Comment by Patrick Curley on July 5, 2010 at 1:29pm
Lady Blackhawk did get back to normal in the Silver Age; in Blackhawk #228, she's fighting against Blackhawk when she's thrown off balance and hits her head on a rock. This restores her memory and her good personality, just in time for the "scrap-heap heroes" storyline. While QKS was an entertaining storyline, it was also disjointed; in #216 she and KS were captured, but when #225 rolls around they're on the loose again. As you point out, Queenie was captured in that issue, but in #228? Again free with no explanation.

Luke, Comichron missed one year for Blackhawk: in 1965, DC reported average sales of 219,378 for the title. This meant that Blackhawk was one of the very few DC titles to show sales declines during the 1962-1965 era, along with Wonder Woman, Sea Devils and Mystery in Space. Two of those titles (MiS and SD) were canceled, and we know WW was a special case. Still, 1966 saw a small improvement for the title, which wasn't a bad achievement in the face of Batmania; most of DC's titles actually saw a small decline.

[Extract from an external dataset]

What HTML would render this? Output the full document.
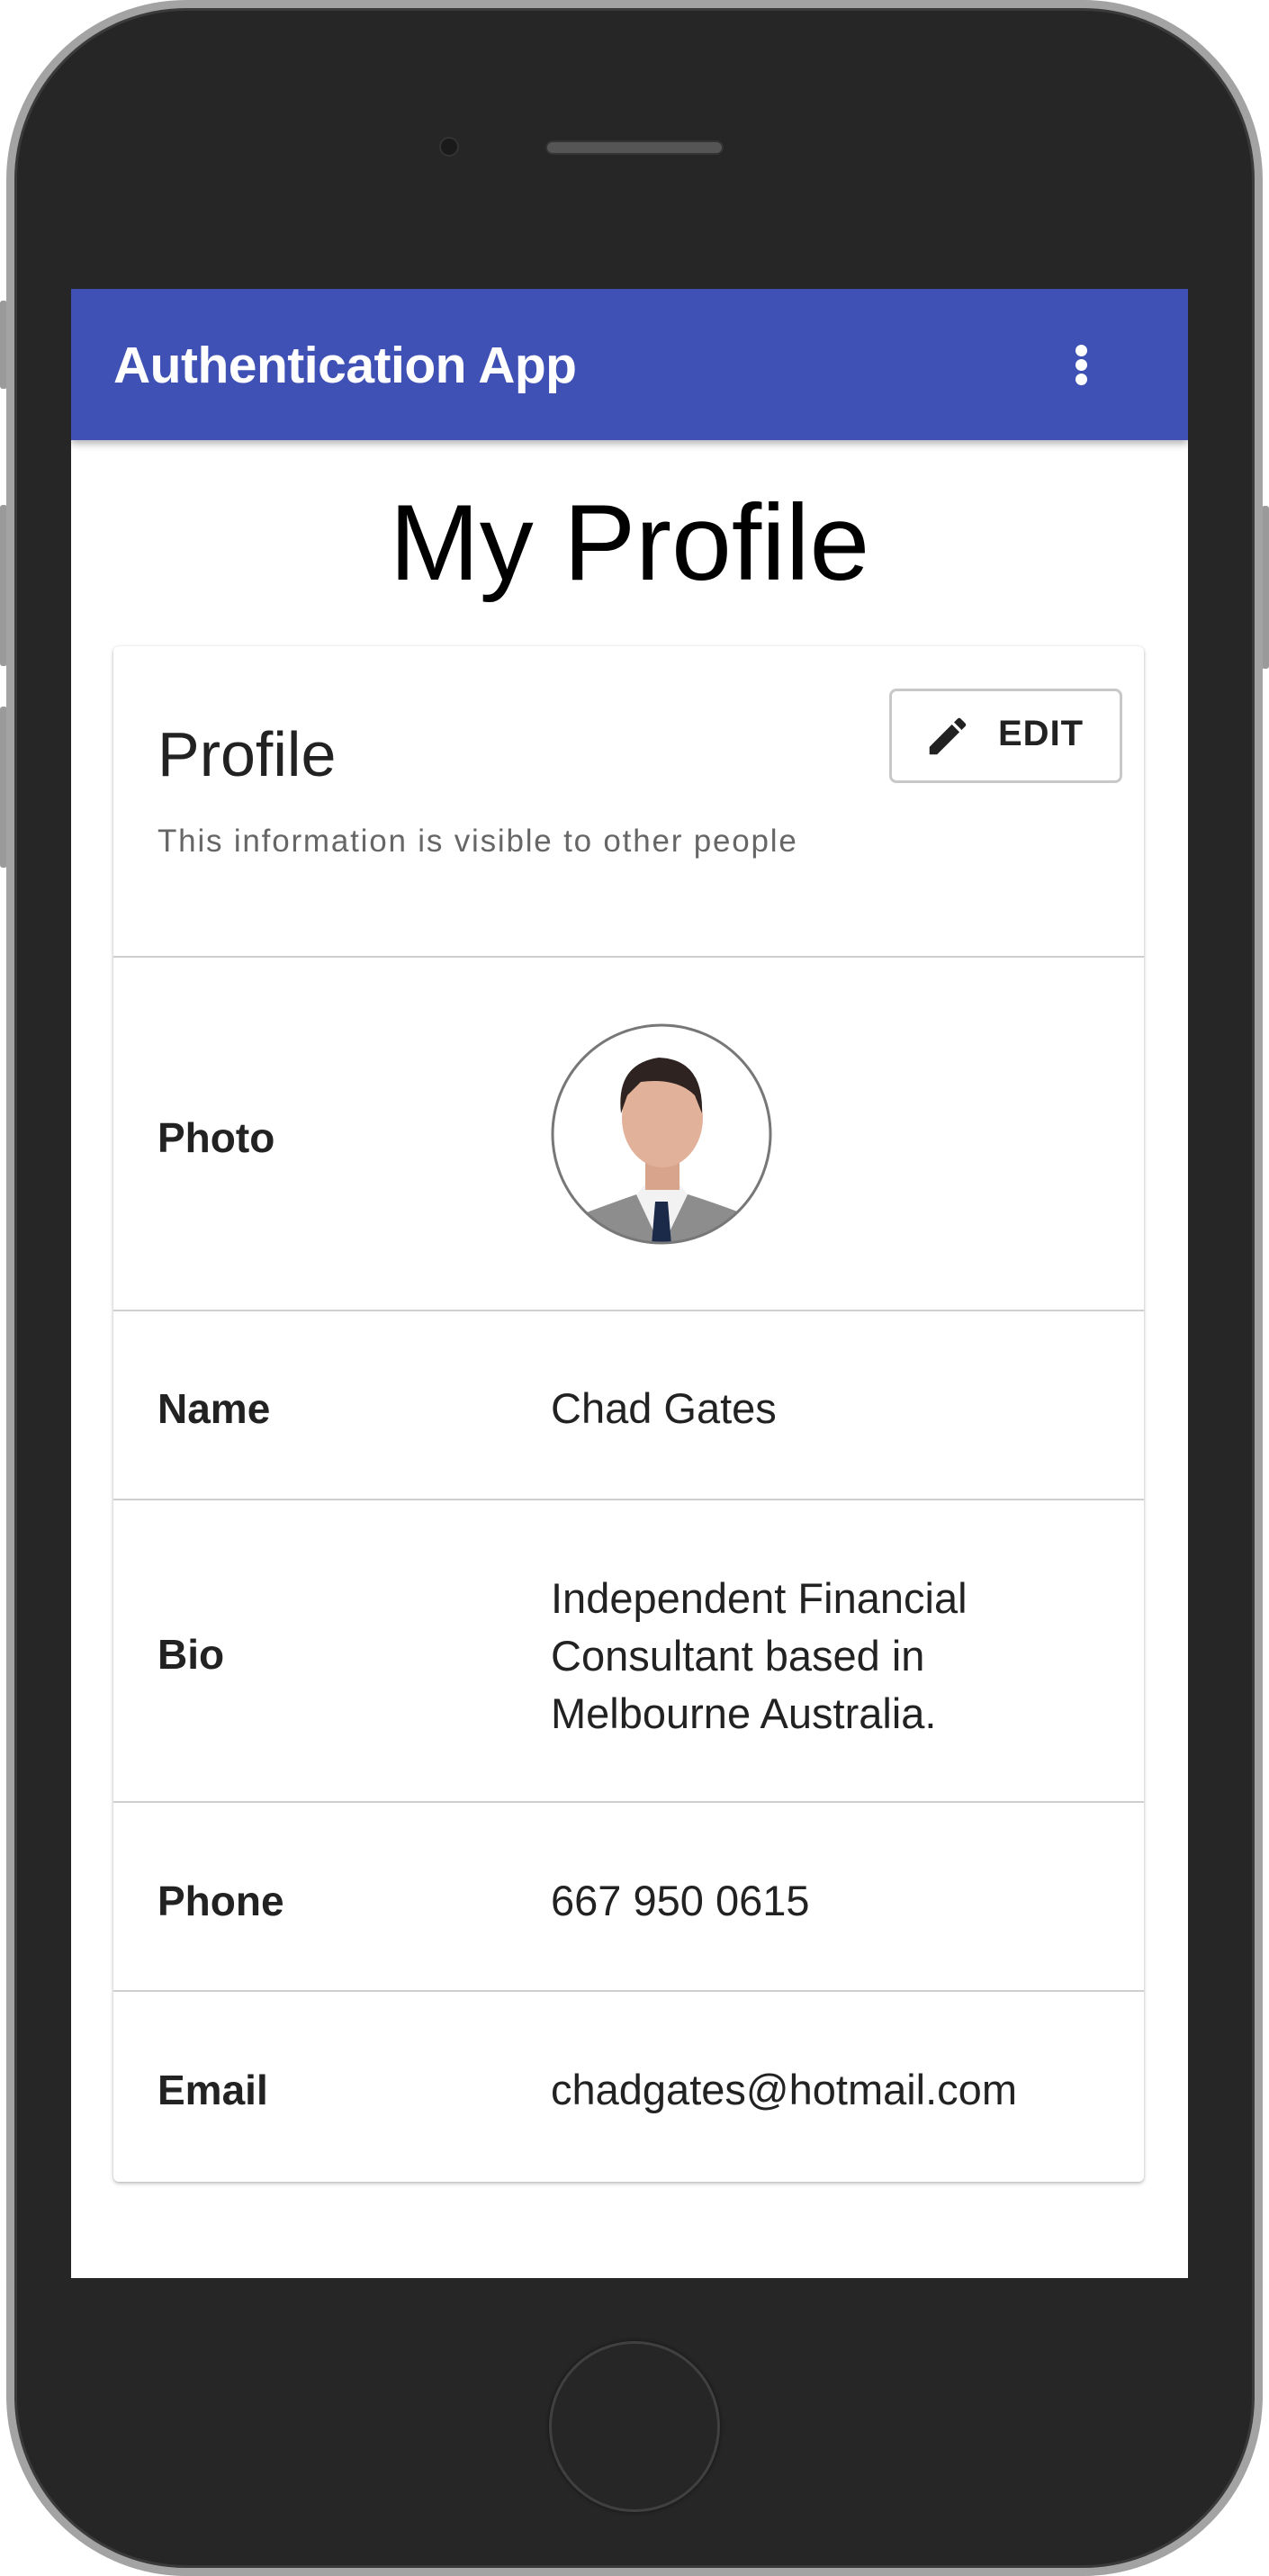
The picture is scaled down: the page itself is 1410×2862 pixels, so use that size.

CB, I disagree on Schiff. Either he was a weak reed, unable to stand up to his bosses, or he was a bad editor after 1958; neither of those options does him much credit. If you look at what happened to the magazines he was assigned to in the reshuffle of editors in 1964, they all similarly declined in quality of stories and art; check out the House of Mystery run of Martian Manhunter, or the Adam Strange stories in MiS, but only if you have a strong stomach. About the only positive from his post-1964 assignments was Robby Reed, unless you happen to be an "Ultra, the Multi-Alien" fan. ;)
Comment by Philip Portelli on July 5, 2010 at 5:02pm
On a different note, it must have been a great relief to FINALLY have Chop-Chop wear the same uniform as the other Blackhawks and not look like their houseboy. We all know that Chop's Golden Age image was harshly stereotypical to the extreme, though he was loyal and brave. I'm sure his portrayal changed in the Quality era. Does anyone know when it occured and did it happen over time or abruptly?

BTW, in the 80s series, Chop's real name was Wu Cheng.